══ PROVIDED MATERIAL ══

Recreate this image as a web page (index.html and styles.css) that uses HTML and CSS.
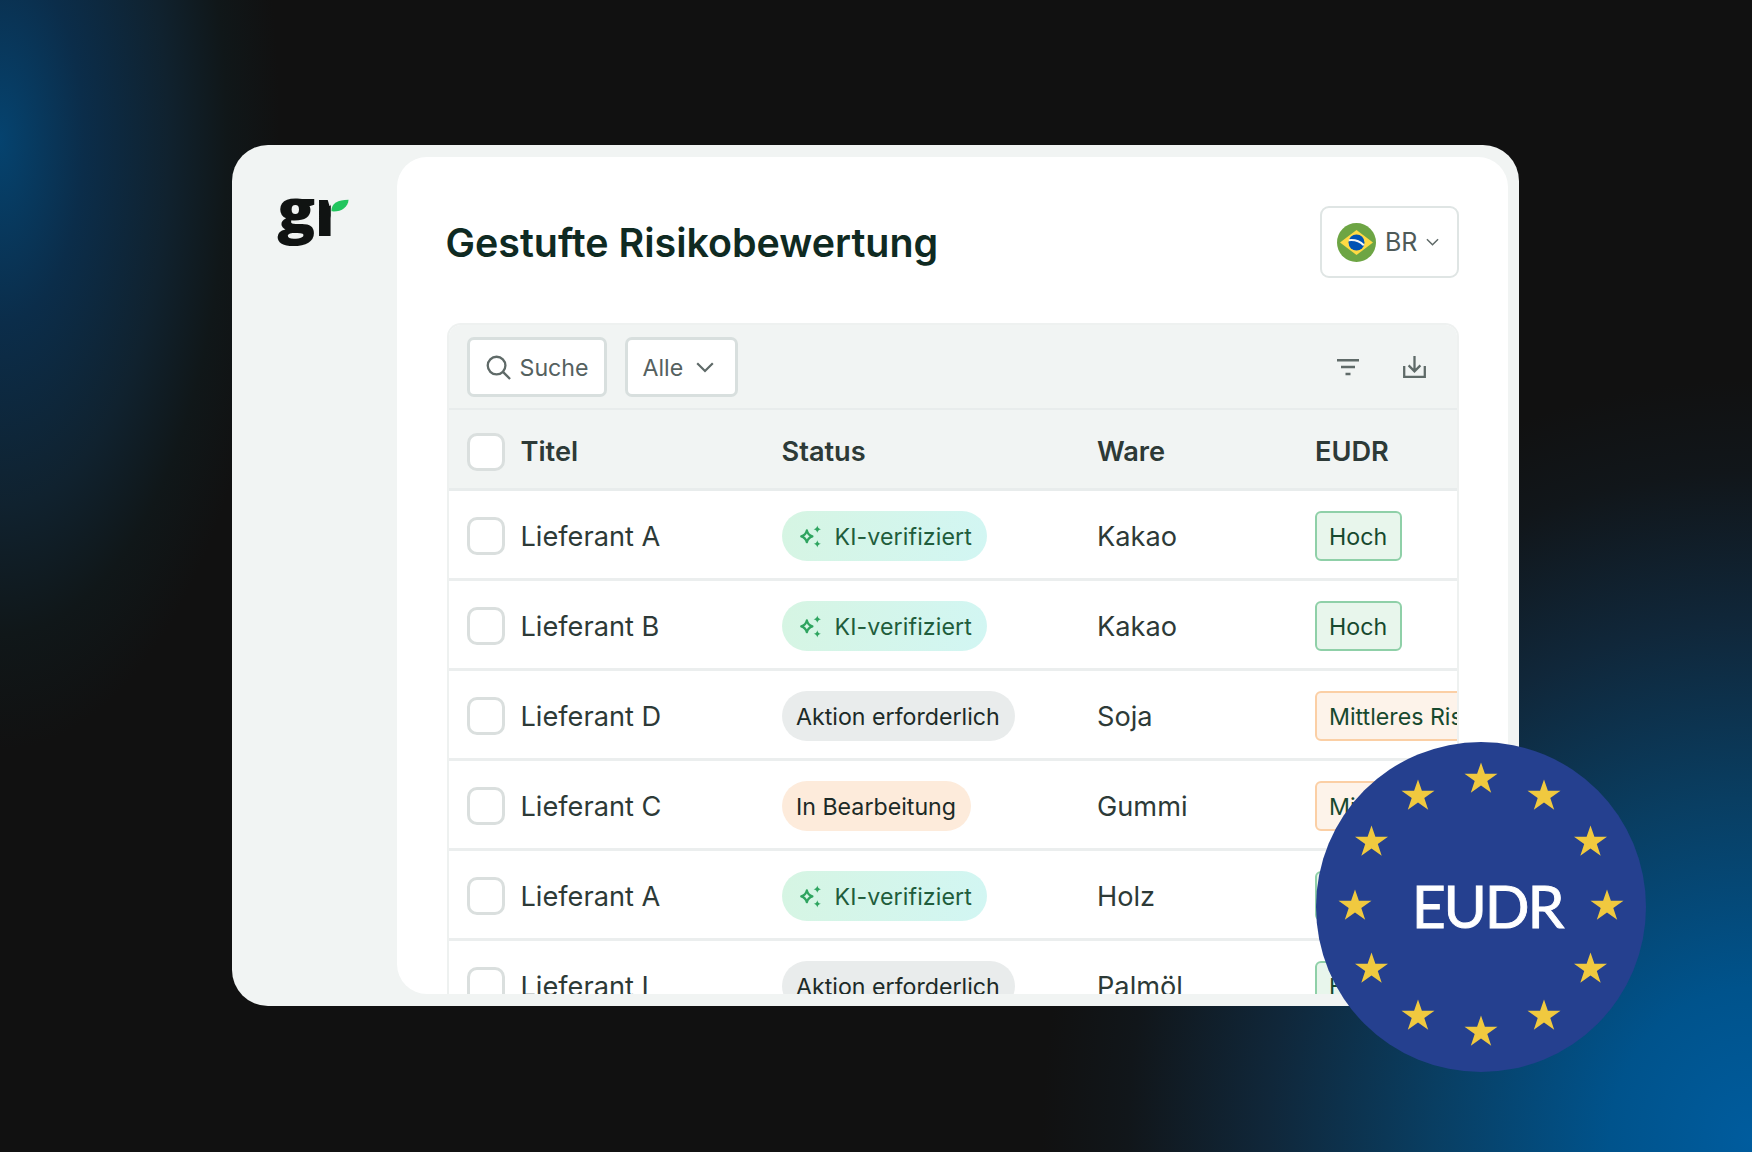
FILE: index.html
```html
<!DOCTYPE html>
<html lang="de">
<head>
<meta charset="utf-8">
<title>Gestufte Risikobewertung</title>
<link rel="stylesheet" href="styles.css">
</head>
<body>
<svg class="defs" width="0" height="0" aria-hidden="true">
  <defs>
    <symbol id="spark" viewBox="0 0 22 22">
      <path d="M7.5 5.2 C8.3 8.6 9.4 9.7 12.8 10.8 C9.4 11.9 8.3 13 7.5 16.4 C6.7 13 5.6 11.9 2.2 10.8 C5.6 9.7 6.7 8.6 7.5 5.2Z" fill="none" stroke="currentColor" stroke-width="2.2" stroke-linejoin="round"/>
      <path d="M17.5 0.5 C18 2.6 18.9 3.5 21 4 C18.9 4.5 18 5.4 17.5 7.5 C17 5.4 16.1 4.5 14 4 C16.1 3.5 17 2.6 17.5 0.5Z" fill="currentColor"/>
      <path d="M17.5 14.5 C18 16.6 18.9 17.5 21 18 C18.9 18.5 18 19.4 17.5 21.5 C17 19.4 16.1 18.5 14 18 C16.1 17.5 17 16.6 17.5 14.5Z" fill="currentColor"/>
    </symbol>
    <symbol id="star" viewBox="-17 -17 34 34">
      <path d="M0 -16.5 L3.9 -5.2 L16.5 -5.2 L6.3 2 L10.2 13.8 L0 6.5 L-10.2 13.8 L-6.3 2 L-16.5 -5.2 L-3.9 -5.2Z" fill="currentColor"/>
    </symbol>
  </defs>
</svg>

<main class="stage">
  <section class="window">
    <aside class="sidebar">
      <div class="logo">
        <span class="logo-g">g</span><span class="logo-r">r</span>
        <svg class="logo-leaf" viewBox="0 0 20 14" aria-hidden="true"><path d="M0.5 13.5 C0 5 7 0.5 19.5 0.5 C19 9 11 14.5 0.5 13.5Z" fill="#22c55e"/></svg>
      </div>
    </aside>

    <div class="panel">
      <header class="panel-head">
        <h1 class="title">Gestufte Risikobewertung</h1>
        <button class="country">
          <svg class="flag" viewBox="0 0 39 39" aria-hidden="true">
            <circle cx="19.5" cy="19.5" r="19.5" fill="#6da544"/>
            <path d="M19.5 7 L36 19.5 L19.5 32 L3 19.5Z" fill="#ffda44"/>
            <circle cx="19.5" cy="19.5" r="8" fill="#0052b4"/>
            <path d="M11.8 17.2 C17 16.6 23 18.4 26.8 22.2" fill="none" stroke="#f5f5f5" stroke-width="2"/>
          </svg>
          <span>BR</span>
          <svg class="chev-small" viewBox="0 0 14 8" aria-hidden="true"><path d="M1 1 L7 7 L13 1" fill="none" stroke="currentColor" stroke-width="1.6"/></svg>
        </button>
      </header>

      <div class="table">
        <div class="toolbar">
          <div class="control">
            <svg class="search-icon" viewBox="0 0 26 26" aria-hidden="true"><circle cx="11" cy="11" r="9.2" fill="none" stroke="currentColor" stroke-width="2.4"/><path d="M17.6 17.6 L25 25" fill="none" stroke="currentColor" stroke-width="2.4"/></svg>
            <span>Suche</span>
          </div>
          <div class="control control-select">
            <span>Alle</span>
            <svg class="chev" viewBox="0 0 18 11" aria-hidden="true"><path d="M1.2 1.2 L9 9 L16.8 1.2" fill="none" stroke="currentColor" stroke-width="2.2"/></svg>
          </div>
          <div class="tools">
            <svg class="tool-filter" viewBox="0 0 22 17" aria-hidden="true"><path d="M0 1.3 H22 M4 8 H18 M8.5 15 H13.5" fill="none" stroke="currentColor" stroke-width="2.4"/></svg>
            <svg class="tool-down" viewBox="0 0 23 22" aria-hidden="true"><path d="M1.2 10 V20.8 H21.8 V10 M11.5 0 V15 M5.6 9.4 L11.5 15.3 L17.4 9.4" fill="none" stroke="currentColor" stroke-width="2.3"/></svg>
          </div>
        </div>

        <div class="row row-head">
          <div class="cell-title"><span class="check"></span>Titel</div>
          <div>Status</div>
          <div>Ware</div>
          <div>EUDR</div>
        </div>

        <div class="row">
          <div class="cell-title"><span class="check"></span>Lieferant A</div>
          <div><span class="pill pill-ai"><svg class="spark"><use href="#spark"/></svg>KI-verifiziert</span></div>
          <div>Kakao</div>
          <div><span class="tag tag-high">Hoch</span></div>
        </div>
        <div class="row">
          <div class="cell-title"><span class="check"></span>Lieferant B</div>
          <div><span class="pill pill-ai"><svg class="spark"><use href="#spark"/></svg>KI-verifiziert</span></div>
          <div>Kakao</div>
          <div><span class="tag tag-high">Hoch</span></div>
        </div>
        <div class="row">
          <div class="cell-title"><span class="check"></span>Lieferant D</div>
          <div><span class="pill pill-action">Aktion erforderlich</span></div>
          <div>Soja</div>
          <div><span class="tag tag-mid">Mittleres Risiko</span></div>
        </div>
        <div class="row">
          <div class="cell-title"><span class="check"></span>Lieferant C</div>
          <div><span class="pill pill-progress">In Bearbeitung</span></div>
          <div>Gummi</div>
          <div><span class="tag tag-mid">Mittleres Risiko</span></div>
        </div>
        <div class="row">
          <div class="cell-title"><span class="check"></span>Lieferant A</div>
          <div><span class="pill pill-ai"><svg class="spark"><use href="#spark"/></svg>KI-verifiziert</span></div>
          <div>Holz</div>
          <div><span class="tag tag-high">Hoch</span></div>
        </div>
        <div class="row">
          <div class="cell-title"><span class="check"></span>Lieferant I</div>
          <div><span class="pill pill-action">Aktion erforderlich</span></div>
          <div>Palmöl</div>
          <div><span class="tag tag-high">Hoch</span></div>
        </div>
      </div>
    </div>
  </section>

  <div class="eu-badge">
    <svg class="eu-stars" viewBox="0 0 330 330" aria-hidden="true">
      <use href="#star" x="148" y="20" width="34" height="34"/>
      <use href="#star" x="211" y="37" width="34" height="34"/>
      <use href="#star" x="257.5" y="83" width="34" height="34"/>
      <use href="#star" x="274" y="147" width="34" height="34"/>
      <use href="#star" x="257.5" y="210" width="34" height="34"/>
      <use href="#star" x="211" y="257" width="34" height="34"/>
      <use href="#star" x="148" y="273" width="34" height="34"/>
      <use href="#star" x="85" y="257" width="34" height="34"/>
      <use href="#star" x="38.5" y="210" width="34" height="34"/>
      <use href="#star" x="22" y="147" width="34" height="34"/>
      <use href="#star" x="38.5" y="83" width="34" height="34"/>
      <use href="#star" x="85" y="37" width="34" height="34"/>
    </svg>
    <span class="eu-text">EUDR</span>
  </div>
</main>
</body>
</html>
```
FILE: styles.css
```css
* { box-sizing: border-box; }

html, body {
  margin: 0;
  height: 100%;
}

body {
  width: 1752px;
  height: 1152px;
  overflow: hidden;
  font-family: Inter, "Liberation Sans", sans-serif;
  background:
    radial-gradient(ellipse 280px 610px at 0 140px, #05436f 0%, #0b2d4a 30%, #10222f 60%, #101719 81%, rgba(17, 17, 17, 0) 100%),
    radial-gradient(ellipse 710px 760px at 1752px 1140px, #005c9e 0%, #00538c 20%, #093e62 45%, #10273a 68%, #11161a 88%, #111111 100%);
}

.defs { position: absolute; }

.stage {
  position: relative;
  width: 1752px;
  height: 1152px;
  padding: 145px 0 0 232px;
}

.window {
  display: flex;
  width: 1287px;
  height: 861px;
  padding: 12px 11px 12px 0;
  background: #f1f4f3;
  border-radius: 36px;
}

.sidebar {
  flex: 0 0 165px;
  padding: 26px 0 0 45px;
}

.logo {
  position: relative;
  width: 75px;
  height: 60px;
  font-family: "Open Sans", sans-serif;
  font-weight: 800;
  font-size: 72px;
  line-height: 60px;
  color: #101312;
}

.logo-g {
  position: absolute;
  left: 0;
  top: 0;
  transform: scale(0.88, 0.84);
  transform-origin: 0 0;
}

.logo-r {
  position: absolute;
  left: 38px;
  top: 0;
  clip-path: inset(0 calc(100% - 18.6px) 0 0);
  transform: scale(0.85, 0.92);
  transform-origin: 0 0;
}

.logo-leaf {
  position: absolute;
  left: 54px;
  top: 16px;
  width: 18px;
  height: 13px;
}

.panel {
  flex: 1;
  min-width: 0;
  padding: 49px 49px 0 49.5px;
  background: #ffffff;
  border-radius: 30px;
  overflow: hidden;
}

.panel-head {
  display: flex;
  align-items: center;
  justify-content: space-between;
  height: 72px;
  margin-bottom: 45px;
}

.title {
  margin: 1px 0 0 -1px;
  font-size: 39.4px;
  font-weight: 600;
  color: #0f2a22;
}

.country {
  display: flex;
  align-items: center;
  gap: 9px;
  width: 139px;
  height: 72px;
  padding: 0 0 0 15px;
  background: #ffffff;
  border: 2px solid #dfe5e4;
  border-radius: 9px;
  font: 400 25px Inter, "Liberation Sans", sans-serif;
  color: #4e5a58;
}

.flag { width: 39px; height: 39px; flex: none; }
.chev-small { width: 13px; height: 8px; flex: none; color: #5f6a68; }

.table {
  border: 2px solid #eef1f0;
  border-bottom: 0;
  border-radius: 14px 14px 0 0;
  overflow: hidden;
}

.toolbar {
  display: flex;
  align-items: flex-start;
  gap: 18px;
  height: 85px;
  padding: 12px 31px 0 18px;
  background: #f1f4f3;
  border-bottom: 2px solid #e8ecec;
}

.control {
  display: flex;
  align-items: center;
  gap: 9px;
  height: 60px;
  width: 140px;
  padding-left: 16px;
  background: #ffffff;
  border: 3px solid #d8dfde;
  border-radius: 7px;
  font-size: 23.2px;
  color: #55615f;
}

.control span { padding-top: 2px; }

.control-select {
  width: 113px;
  gap: 13px;
  padding-left: 15px;
}

.search-icon { width: 25px; height: 25px; flex: none; color: #5f6a68; }
.chev { width: 18px; height: 11px; flex: none; color: #5f6a68; }

.tools {
  display: flex;
  align-items: flex-start;
  gap: 44px;
  margin-left: auto;
  padding-top: 19px;
  color: #5f6a68;
}

.tool-filter { width: 22px; height: 17px; margin-top: 3px; }
.tool-down { width: 23px; height: 22px; }

.row {
  display: grid;
  grid-template-columns: 315px 315.5px 218px minmax(0, 1fr);
  align-items: center;
  height: 90px;
  padding: 3px 0 0 18px;
  border-bottom: 3px solid #ebeeee;
  font-size: 27.2px;
  color: #2d3a37;
  background: #ffffff;
  overflow: hidden;
}

.row-head {
  height: 81px;
  padding-top: 5px;
  font-weight: 600;
  background: #f1f4f3;
  border-bottom-color: #e8ecec;
}

.cell-title {
  display: flex;
  align-items: center;
  gap: 16px;
}

.check {
  flex: none;
  width: 38px;
  height: 38px;
  background: #ffffff;
  border: 3px solid #dadfde;
  border-radius: 10px;
}

.pill {
  display: inline-flex;
  align-items: center;
  height: 50px;
  padding: 1px 15px 0 14.5px;
  border-radius: 25px;
  font-size: 23.2px;
  vertical-align: middle;
  white-space: nowrap;
}

.pill-ai {
  gap: 13px;
  padding: 1px 15px 0 17px;
  letter-spacing: 0.1px;
  color: #1f5d3c;
  background: linear-gradient(100deg, #d6f5e3, #d2f6f3);
}

.pill-action { color: #1c2a27; background: #e9ecec; }
.pill-progress { color: #1c2a27; background: #fdebdb; }

.spark { width: 23px; height: 23px; flex: none; color: #2ea45f; }

.tag {
  display: inline-flex;
  align-items: center;
  height: 50px;
  padding: 1px 13px 0 12px;
  border: 2px solid;
  border-radius: 6px;
  font-size: 23.2px;
  vertical-align: middle;
  white-space: nowrap;
}

.tag-high { color: #17492e; background: #e8f6ec; border-color: #8fd0a8; }
.tag-mid { color: #17492e; background: #fdf3ea; border-color: #fbcfa5; }

.eu-badge {
  position: absolute;
  left: 1315.5px;
  top: 741.5px;
  display: flex;
  align-items: center;
  justify-content: center;
  width: 330px;
  height: 330px;
  padding: 0 0 2px 13px;
  border-radius: 50%;
  background: #25408f;
}

.eu-stars {
  position: absolute;
  inset: 0;
  width: 330px;
  height: 330px;
  color: #f0c93f;
}

.eu-text {
  position: relative;
  font-family: Lato, "Open Sans", sans-serif;
  font-size: 59px;
  font-weight: 400;
  letter-spacing: -2.2px;
  -webkit-text-stroke: 0.9px #ffffff;
  color: #ffffff;
}
```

═══

# WHAT YOU HAVE TO DO:
Copy, from the material, each line that holds the string "index".

# RESULT OF THE EXERCISE:
Recreate this image as a web page (index.html and styles.css) that uses HTML and CSS.
FILE: index.html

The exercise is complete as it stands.